Generation is the easy part now. Any frontier model will hand you 4,000 fluent words about an Irish village on request. The words will be confident, well-structured, and partly wrong, and you won't be able to tell which part. That failure mode is exactly why most organizations still don't trust AI research output — not because the writing is weak, but because there's no way to know which sentences to believe.

The Dromahair numbers show what verification actually does. The pipeline evaluated 247 facts. It verified 156 of them at high confidence. The rest were downgraded, flagged as contradicted, or rejected outright. That's roughly a third of the candidate fact base that never made it into the narrative as settled truth — claims a single-pass generation system would have stated flat-out, in the same confident voice as everything else.

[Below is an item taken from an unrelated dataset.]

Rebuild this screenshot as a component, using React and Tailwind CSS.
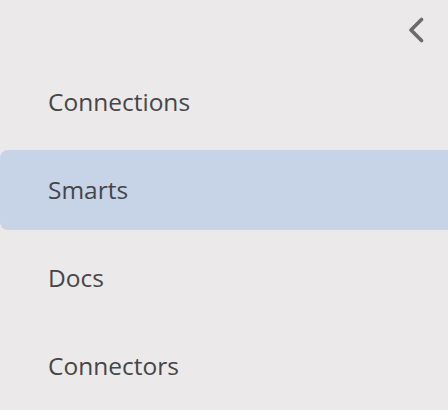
const items = ['Connections', 'Smarts', 'Docs', 'Connectors'];

export default function App() {
  const active = 'Smarts';
  return (
    <div className="h-[410px] w-[448px] overflow-hidden bg-[#ebe9ea]" style={{ fontFamily: '"Open Sans", "Noto Sans", sans-serif' }}>
      <div className="flex h-[62px] items-start justify-end pr-[24px] pt-[17px]">
        <svg width="16" height="26" viewBox="0 0 16 26" fill="none">
          <path d="M13.5 2.5 L3 13 L13.5 23.5" stroke="#6b6b6b" strokeWidth="3.6" strokeLinecap="round" strokeLinejoin="round" />
        </svg>
      </div>
      <nav className="flex flex-col gap-[8px]">
        {items.map((item) => (
          <div
            key={item}
            className={`flex h-[80px] items-center rounded-l-[8px] pl-[48px] text-[24.5px] text-[#464646] ${item === active ? 'bg-[#c7d3e6]' : ''}`}
          >
            {item}
          </div>
        ))}
      </nav>
    </div>
  );
}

The overall reliability score for the pilot came out at 0.87, and the point isn't whether 0.87 is good. The point is that the number exists. A reader — or a tourism board's legal reviewer — can see exactly how much of the story is bedrock and how much is attributed tradition. Trust comes from the system showing its work, and only a dedicated verification layer produces that work to show.

So when I design these pipelines now, I budget agent roles backwards from verification. The cross-referencing agent in Tier 2 and the fact-verifier in Tier 3 exist purely to challenge what the other agents found. One in three of my extraction agents generates nothing. That ratio felt extravagant when I sketched it. After seeing 91 of 247 facts fail to reach high confidence, it feels like the minimum.

## The same pattern, beyond Ireland

The pilot delivered the full pipeline end to end: source inventories from all four discovery agents, survey and deep extractions, the 247-fact verification report, and a final narrative that came in at 4,021 words against a 2,000-word minimum — covering etymology, medieval history, three properly attributed folklore traditions, and practical visiting information.

But the discover → extract → verify → synthesize pattern isn't about heritage. I've since reused the same tiered architecture in enterprise market-intelligence work for the mobility sector, where parallel discovery agents verify 160+ sources per research cycle and a full cycle completes in 5 to 10 minutes. Different domain, different stakes, same skeleton: fan discovery out in parallel, run extraction and cross-referencing as separate concerns, and put a scoring gate between research and writing.

Hidden Ireland is the public, low-sensitivity demonstration of that capability. The village makes a better story than the spreadsheet, but the architecture is identical.

## The takeaway: build the skeptic first

If you're building a multi-agent research system, here's the order of operations I'd argue for.

**Start with the verifier, not the writer.** Define your confidence formula before you write a single synthesis prompt. If you can't state, deterministically, what makes a fact trustworthy in your domain, the rest of the pipeline is decoration.

**Separate discovery, extraction, and verification into agents that can't see each other's reasoning.** An agent that found a source is a bad judge of that source. The cross-referencer should encounter claims cold.

**Make handoffs file-based and auditable.** Every tier writes structured artifacts to disk. When a claim in the output looks wrong, you trace it backwards in minutes instead of re-running the whole pipeline and hoping.

**Let confidence scores control the output language.** Banded verdicts that map to specific phrasing — "was built" versus "evidence indicates" versus "folklore tells of" — are the difference between a report people can act on and one they have to independently re-check.

**Log gaps and contradictions as first-class outputs.** The verification report is a deliverable, not a byproduct. In most professional contexts it's the deliverable that earns the trust.

The speed is what gets attention — days of historian work running while you make coffee. But speed without verification just means producing wrong answers faster. The agents that made Dromahair work weren't the ones writing the story. They were the ones allowed to reject a third of it.